The working class of the early industrial revolution was drawn from the peasantry, driven off the land by enclosures of the common lands and other measures. But as this source began to dry up, the bosses began to realise they needed to find a way to ensure the reproduction of a working class at least healthy and alert enough not to fall asleep at the machines. And more and more they needed an educated, skilled workforce.

The solution they came up with was the nuclear family. This is hardly surprising when we consider that the bourgeoisie themselves lived in the family. Workers fresh from the countryside were used to working and living in peasant families. It was accepted without question that women should be responsible for childcare and most domestic duties. The second half of the nineteenth century saw a massive ideological campaign by the middle and upper classes to reverse the trend away from the working class family and to force women more decisively into the roles of wife and mother. This was backed up by attempts to ameliorate at least the worst aspects of working class life, especially those which endangered women and their ability to produce healthy children.

The same process was repeated here in Australia. If anything, the family was even more severely disrupted because of the transportation of convicts and the general lawlessness of the frontier society in the first years of the nineteenth century. Shortages of labour were acute in the early years of the colony, because of the distance from the home country and lack of free settlers. This pushed the colonial ruling class to try to find a solution even earlier than in Britain.

They situate the attempts to confine women to the home, to establish the feminine stereotype, firmly in the ruling classs drive to stamp their authority on the new colony. They argue that women disappeared into domesticity in the age of the bourgeois ascendancy. From this time on we no longer see women entrepreneurs like Mary Reibey or Rosetta Terry who had run successful businesses and been prominent in other public ventures in the earlier years of the settlement.

Connell and Irving argue that by the 1860s the lack of parental guidance and education among working-class children was recognised as a major problem of social control. After the 1870s, living standards declined as the cities grew rapidly. In the 1880s, infant mortality rates were higher in Sydney than in London. So if anything, the campaign for the family was even more strident here than in Britain. And it certainly was not a campaign by all men, but by the ruling class, male and female, and its middle class supporters both male and female.

The idea that male workers joined in an alliance with their male bosses to carry out this scheme so they could get power over women is simply not borne out by the facts. Men did not rush into the family, chaining women to the kitchen sink and smothering them with babies nappies. As late as 1919, it was reported in the NSW Legislative Assembly that there was a high proportion of bachelors in Australia.

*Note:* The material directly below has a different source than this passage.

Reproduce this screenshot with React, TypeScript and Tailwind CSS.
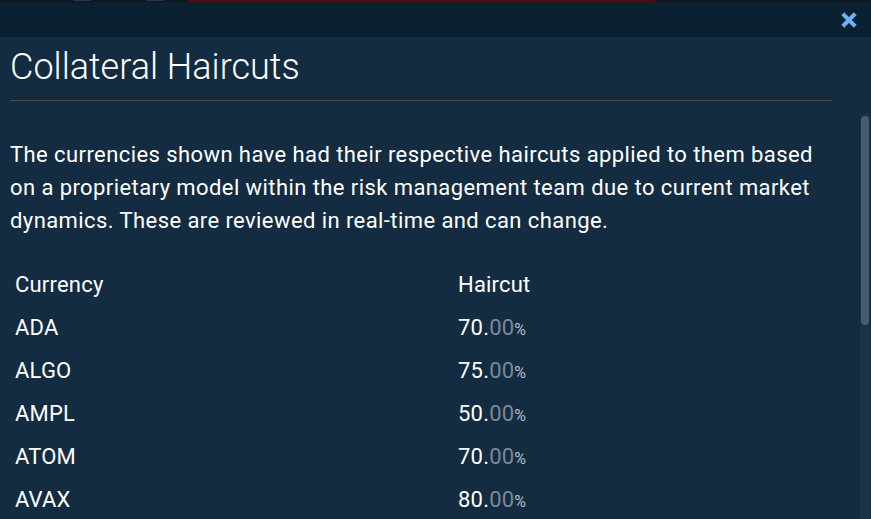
import React from "react";

const rows: [string, string][] = [
  ["ADA", "70"],
  ["ALGO", "75"],
  ["AMPL", "50"],
  ["ATOM", "70"],
  ["AVAX", "80"],
  ["BAT", "75"],
  ["BCH", "40"],
  ["COMP", "75"],
  ["DOGE", "70"],
  ["DOT", "70"],
  ["EOS", "75"],
  ["ETC", "60"],
  ["FIL", "70"],
  ["LINK", "60"],
];

export default function App() {
  return (
    <div
      className="w-[871px] h-[519px] overflow-hidden flex flex-col bg-[#132c41] text-white"
      style={{ fontFamily: "Roboto, 'Liberation Sans', sans-serif" }}
    >
      <div className="h-[2px] flex bg-[#10181f] shrink-0">
        <div className="w-[73px]" />
        <div className="w-[18px] h-[1px] bg-[#2b3440]" />
        <div className="w-[55px]" />
        <div className="w-[18px] h-[1px] bg-[#2b3440]" />
        <div className="w-[24px]" />
        <div className="w-[467px] bg-[#5a0a0d]" />
      </div>
      <div className="h-[35px] shrink-0 bg-[#0b2131] flex items-center justify-end pr-[14px]">
        <svg width="16" height="16" viewBox="0 0 16 16">
          <path d="M3.2 3.2 L12.8 12.8 M12.8 3.2 L3.2 12.8" stroke="#6fb2f3" strokeWidth="4" strokeLinecap="square" />
        </svg>
      </div>
      <div className="flex-1 min-h-0 flex flex-col">
        <div className="pl-[10px] pr-[39px] pt-[9px] shrink-0">
          <h1 className="text-[36px] leading-[43px] font-light pb-[11px] border-b border-[#4b4d4f]">
            Collateral Haircuts
          </h1>
        </div>
        <div className="flex-1 min-h-0 mt-[12px] flex">
          <div className="flex-1 min-w-0 overflow-hidden pl-[10px] pr-[19px] pt-[25px]">
            <p className="text-[22px] leading-[33px] tracking-[0.42px]">
              The currencies shown have had their respective haircuts applied to them based on a proprietary model within the risk management team due to current market dynamics. These are reviewed in real-time and can change.
            </p>
            <div className="mt-[26px] grid grid-cols-[443px_1fr] text-[22px] tracking-[0.2px]">
              <div className="pl-[5px] h-[43px] leading-[43px]">Currency</div>
              <div className="pl-[5px] h-[43px] leading-[43px]">Haircut</div>
              {rows.map(([c, v]) => (
                <React.Fragment key={c}>
                  <div className="pl-[5px] h-[43px] leading-[43px]">{c}</div>
                  <div className="pl-[5px] h-[43px] leading-[43px]">
                    {v}.<span className="text-[#7c8894]">00</span>
                    <span className="text-[16px] leading-none text-[#b4bcc4]">%</span>
                  </div>
                </React.Fragment>
              ))}
            </div>
          </div>
          <div className="w-[10px] mr-[1px] bg-[#1a3248] shrink-0 pt-[3px]">
            <div className="mx-[1px] h-[209px] rounded-[4px] bg-[#4a5c6c]" />
          </div>
        </div>
      </div>
    </div>
  );
}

Anne Summers herself admits that many women resisted being forced into full-time domesticity, just as men resented being forced to support a number of dependent and unproductive family members. This goes some way to explaining why the taming and domestication of the self-professed independent man became a standard theme in late nineteenth century fiction, especially that written by women. So men had to be cajoled and ideologically convinced of the benefits of home life they did not go out to enforce it. Family desertions were very common. But just everyday, ordinary life meant for many workers working on ships, moving around the country looking for work, doing itinerant and seasonal jobs such as cane cutting, droving, shearing, whaling and sealing that they were not serviced by their wives labour in the home much at all.

In any case, when a man took on the responsibility of feeding a wife and children from the low and unreliable wage he earned, he actually faced a worsening of conditions. Stuart McIntyre has shown that working class families living at the turn of the century were most likely to suffer poverty during the years when they had small children.

Summers makes this point herself: indeed they (men) will generally be better off if they remain single. She dismisses it by assuming that a wifes services, the emotional security of a relationship as well as the feelings of pride and even aggrandizement associated with fathering and supporting children outweigh the minor inconvenience of not having enough money to live on. This is a typically middle class attitude; that the ability to survive could be less important than emotional security, or that it could reliably exist in a life of poverty and degradation. In any case, on both these criteria emotional security and the pride of parenthood it would have to be said women have a stake in the family. It is precisely the yearning to realise these often unattainable goals which does partly underpin the acceptance of the family as the ideal. They tell us nothing about whether the family bestows power on men or not.

This argument is not meant to idealise workers. Sexist ideas about women are as old as class society. So it is not surprising that male workers were sexist and accepted the standard stereotyped view of women. But that is not the same as being in an alliance with male bosses. And it did not mean they strove to establish the stifling, restrictive existence of the nuclear family. It simply means they were the product of given social relations not of their own making. The sexism of English society was brought to Australia and then amplified by penal conditions.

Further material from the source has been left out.